Janet Lee Watanabe, director of human resources (HR) at KKV, coordinates with Kajihiro on communication strategies and content. She schedules meetings across the organization’s three separate locations to ensure that all participants are served. Last year, KKV gave over 58 hours of financial wellness and retirement plan education to its employees.

Part of that education was due to an overhaul of retirement benefits. KKV recognized it needed to comply with IRS 403(b) regulations, including the remedial amendment period that ends March 31, 2020. The benefits team itself needed education—one reason the organization hired RBG. With the assistance of Shawna Christiansen of RBG, it went through a competitive process to select a new recordkeeper—OneAmerica.

After OneAmerica came on board, KKV adopted a prototype 403(b) plan document and hired a 3(38) investment manager. The plan utilizes either the least expensive or most efficient share class for the approximately 20 funds offered—a mix of indexed and actively managed funds—and utilizes index target-date funds (TDFs) as the qualified default investment alternative (QDIA). The investment manager “uses a really robust methodology for benchmarking performance, whereas, in the past, we didn’t have a way to easily benchmark objectively,” Derauf says.

KKV’s participants owned individual annuities from multiple vendors. Part of the plan overhaul was to move from individual annuities to a group annuity. Derauf says many of participants’ annuities were still on a surrender schedule, and it took many hours to educate and communicate the pros and cons of moving to a group annuity vs. staying with individual ones.

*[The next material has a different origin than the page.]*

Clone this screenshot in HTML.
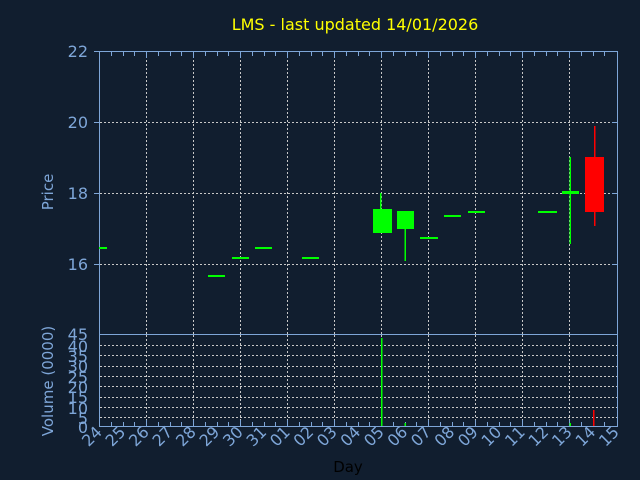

During education meetings, participants learned about their unique surrender schedules and which fees to compare; they were also offered help in filling out forms to move assets. “KKV’s participants pay, on average, one-third of what they were paying before the plan design change,” Derauf says. In addition, through this transition process, participants were reunited with “lost” individual contracts that were in place prior to the 403(b) regulation changes.

Another issue the plan faced was that participant loans were noncompliant with IRS guidelines. Loans had been financed by the participant’s annuity provider, with high interest rates.  Further, because the loans were not repaid through payroll deductions, many defaulted. To remedy this, the sponsor paid off and re-amortized half of the outstanding loans through a single low-interest loan with OneAmerica. Loan repayments are now made via payroll deduction.

Derauf says the fact that 67% of eligible employees now contribute to the plan is a testament to how much work has been done to teach employees about saving for retirement. While 67% may not seem high, it surpasses the average rate for 403(b) plans overall and is impressive considering employees receive 8.5% on their salary, whether they defer or not.

Derauf notes that automatic enrollment and automatic escalation have not been implemented, a decision made to keep participants from being overwhelmed with plan changes. But KKV may implement those features and an employer match in the future, he says.